# Bonded rabbits fighting



## GinaB (15 January 2015)

I have a bonded pair (neutered male and spayed female) that have been together two years. They were easy to bond, they got on straight away.

Yes, Daltry (the male) was in getting surgery to have an abscess drained yesterday (he had it done in November too) as he had to stay in Tuesday night (I was working Wednesday so couldn't leave him in the morning) I took Panda in too. They both came home last night with no issues.

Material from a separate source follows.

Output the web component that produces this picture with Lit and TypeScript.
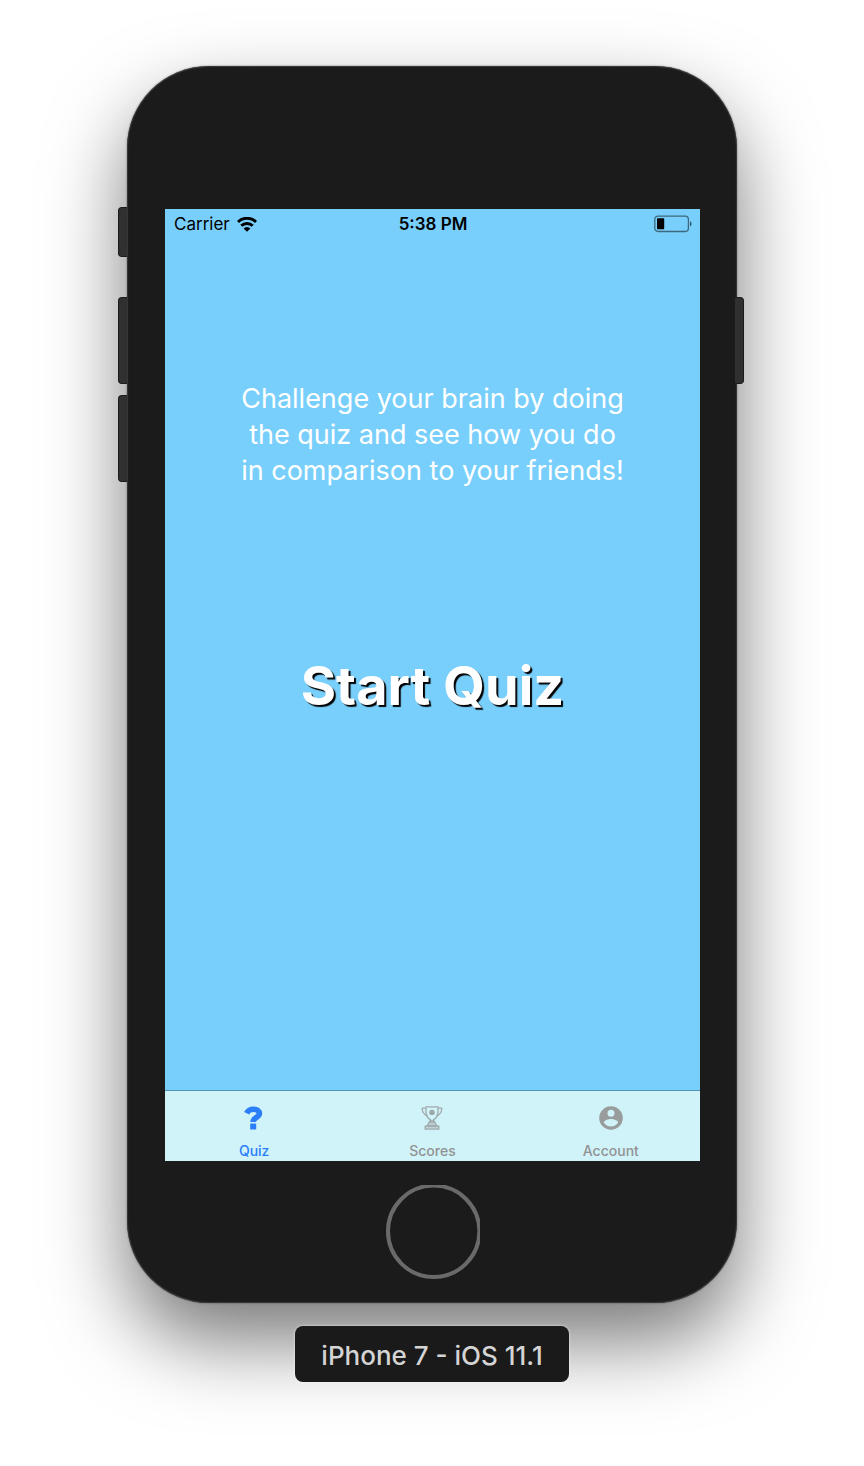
import { LitElement, html, css, svg } from "lit";
import { customElement, state } from "lit/decorators.js";
import { classMap } from "lit/directives/class-map.js";

const quizIcon = svg`
  <path d="M4.600 7.200C6 4.200 8.200 3.200 11.400 3.200c3.900 0 6 1.700 6 4.300 0 4-6.300 3.700-6.300 8.500" fill="none" stroke="currentColor" stroke-width="5.600"/>
  <rect x="8.200" y="17.400" width="6" height="6.200" rx="0.500" fill="currentColor"/>`;

const trophyIcon = svg`
  <g fill="none" stroke="currentColor" stroke-width="1.300" stroke-linejoin="round" opacity="0.750">
    <path d="M6 .8h12v4.600c0 4-2 7.200-4.600 8.400v2.400h-2.800v-2.400C8 12.600 6 9.400 6 5.400z"/>
    <path d="M6 2.200H2.200c0 3.600 1.600 6.400 5.400 7.600M18 2.200h3.800c0 3.600-1.600 6.400-5.400 7.600"/>
    <path d="M10 14.800h4l3 5.200H7z" fill="currentColor" fill-opacity="0.500"/>
    <path d="M5.200 20.200h13.600v3H5.200z" fill="currentColor" fill-opacity="0.400"/>
  </g>
  <circle cx="12" cy="6.400" r="2.700" fill="currentColor" opacity="0.800"/>`;

const accountIcon = svg`
  <path fill="currentColor" fill-rule="evenodd" opacity="0.900" d="M12 .2a11.800 11.800 0 1 0 0 23.600A11.800 11.800 0 0 0 12 .2zm0 3.500a3.500 3.500 0 1 1 0 7 3.500 3.500 0 0 1 0-7zm0 16.800c-3 0-5.500-1.500-7.100-3.800 0-2.300 4.700-3.600 7.100-3.600s7.100 1.300 7.100 3.600c-1.600 2.300-4.100 3.800-7.100 3.800z"/>`;

const tabs = [
  { id: "quiz", label: "Quiz", icon: quizIcon },
  { id: "scores", label: "Scores", icon: trophyIcon },
  { id: "account", label: "Account", icon: accountIcon },
];

@customElement("status-bar")
export class StatusBar extends LitElement {
  static styles = css`
    :host {
      display: grid;
      grid-template-columns: 1fr auto 1fr;
      align-items: center;
      height: 30px;
      padding: 0 8px 0 9px;
      color: #000;
      font-size: 17px;
    }
    .carrier {
      display: flex;
      align-items: center;
      gap: 7px;
    }
    .time {
      font-weight: 600;
    }
    .battery {
      justify-self: end;
    }
    svg {
      display: block;
    }
  `;

  render() {
    return html`
      <div class="carrier">
        <span>Carrier</span>
        <svg width="20" height="15" viewBox="0 0 20 15" aria-hidden="true">
          <g fill="none" stroke="#000" stroke-width="3">
            <path d="M1 5a12.700 12.700 0 0 1 18 0"/>
            <path d="M4.300 8.800a8 8 0 0 1 11.400 0"/>
          </g>
          <path d="M10 14.800 6.600 11.400a4.600 4.600 0 0 1 6.800 0z"/>
        </svg>
      </div>
      <time class="time">5:38 PM</time>
      <svg class="battery" width="38" height="18" viewBox="0 0 38 18" role="img" aria-label="Battery low">
        <rect x="0.800" y="1.100" width="33.600" height="15.400" rx="3.200" fill="none" stroke="#000" stroke-opacity="0.500" stroke-width="1.300"/>
        <rect x="3" y="3.300" width="7.200" height="11" rx="0.800"/>
        <path d="M36 6.200c2 1 2 4.200 0 5.200z" fill-opacity="0.600"/>
      </svg>
    `;
  }
}

@customElement("app-root")
export class AppRoot extends LitElement {
  @state() private active = "quiz";

  static styles = css`
    :host {
      box-sizing: border-box;
      display: flex;
      flex-direction: column;
      align-items: center;
      gap: 23px;
      min-height: 100vh;
      padding: 66px 24px 84px;
      overflow: hidden;
      background: #fff;
      font-family: Inter, "Liberation Sans", sans-serif;
    }
    button {
      margin: 0;
      padding: 0;
      border: 0;
      background: none;
      font: inherit;
      color: inherit;
      cursor: pointer;
    }
    svg {
      display: block;
    }
    .phone {
      position: relative;
      box-sizing: border-box;
      display: flex;
      flex-direction: column;
      align-items: center;
      gap: 24px;
      width: 100%;
      max-width: 610px;
      padding: 143px 37px 24px 38px;
      border-radius: 82px;
      background: #1b1b1b;
      box-shadow:
        inset 0 0 1px 1px rgba(90, 90, 90, 0.5),
        0 0 2px rgba(0, 0, 0, 0.5),
        0 38px 80px rgba(0, 0, 0, 0.53);
    }
    .side {
      position: absolute;
      box-sizing: border-box;
      width: 9px;
      height: 87px;
      border: 1px solid #1c1c1c;
      background: #303030;
    }
    .left {
      right: 100%;
      border-right: 0;
      border-radius: 4px 0 0 4px;
    }
    .right {
      left: calc(100% - 2px);
      border-left: 0;
      border-radius: 0 4px 4px 0;
    }
    .mute {
      top: 141px;
      height: 50px;
    }
    .upper {
      top: 231px;
    }
    .lower {
      top: 329px;
    }
    .screen {
      display: flex;
      flex-direction: column;
      width: 100%;
      aspect-ratio: 535 / 952;
      background: #79cffb;
    }
    .content {
      flex: 1;
      display: flex;
      flex-direction: column;
      align-items: center;
      gap: 163px;
      padding: 142px 16px 0;
      color: #fff;
      text-align: center;
    }
    .intro {
      margin: 0;
      font-size: 27px;
      line-height: 36px;
    }
    .start {
      font-size: 54px;
      line-height: 68px;
      font-weight: 700;
      text-shadow: 2px 2px 1px #000;
    }
    .tabs {
      display: grid;
      grid-template-columns: repeat(3, 1fr);
      border-top: 1px solid #5095b8;
      background: #cff3f9;
    }
    .tab {
      display: flex;
      flex-direction: column;
      align-items: center;
      gap: 12px;
      padding: 15px 0 1px;
      color: #929292;
      font-size: 14px;
      line-height: 18px;
      font-weight: 500;
    }
    .selected {
      color: #2c7ef8;
    }
    .label {
      position: relative;
      z-index: 1;
      margin: 0;
      padding: 14px 26px 10px;
      border-radius: 8px;
      background: #1a1a1a;
      box-shadow: 0 0 2px 1px rgba(255, 255, 255, 0.35);
      color: #d4d4d4;
      font-size: 26px;
      line-height: 32px;
      font-weight: 500;
    }
  `;

  render() {
    return html`
      <main class="phone">
        <span class="side left mute"></span>
        <span class="side left upper"></span>
        <span class="side left lower"></span>
        <span class="side right upper"></span>
        <section class="screen">
          <status-bar></status-bar>
          <div class="content">
            <p class="intro">
              Challenge your brain by doing<br />the quiz and see how you do<br />in comparison to your friends!
            </p>
            <button class="start">Start Quiz</button>
          </div>
          <nav class="tabs">
            ${tabs.map(
              (tab) => html`
                <button
                  class=${classMap({ tab: true, selected: tab.id === this.active })}
                  @click=${() => (this.active = tab.id)}
                >
                  <svg width="24" height="24" viewBox="0 0 24 24" aria-hidden="true">${tab.icon}</svg>
                  <span>${tab.label}</span>
                </button>
              `
            )}
          </nav>
        </section>
        <button class="home" aria-label="Home">
          <svg width="94" height="94" viewBox="0 0 94 94">
            <circle cx="47.700" cy="46.300" r="45.700" fill="none" stroke="#6a6a6a" stroke-width="4"/>
          </svg>
        </button>
      </main>
      <p class="label">iPhone 7 - iOS 11.1</p>
    `;
  }
}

Tonight however the hutch was all messy and there were some clumps of fur, indicating a fight. I can't currently separate them as my indoor cage is at OHs parents. But when I checked on them just there they were sitting together. Should I separate them for a few days while Daltry heals a bit more as maybe pain has made him grumpy? Then rebond when he's in better form?


----------



## webble (16 January 2015)

Do you have the option to separate but keep them side by side? this http://forums.rabbitrehome.org.uk would be a good plce to ask


----------



## tabithakat64 (16 January 2015)

I would monitor them and separate if they have any further issues.  make sure you also check them both thoroughly for injury. 

Sometimes the smell of the vets/being at the vets can trigger issues with the bond.  

I would also ask on the forum mentioned above and ring the relevant rescue for advice if they are rescue rabbits as they obviously know each rabbit well and will be best able to offer advice.


----------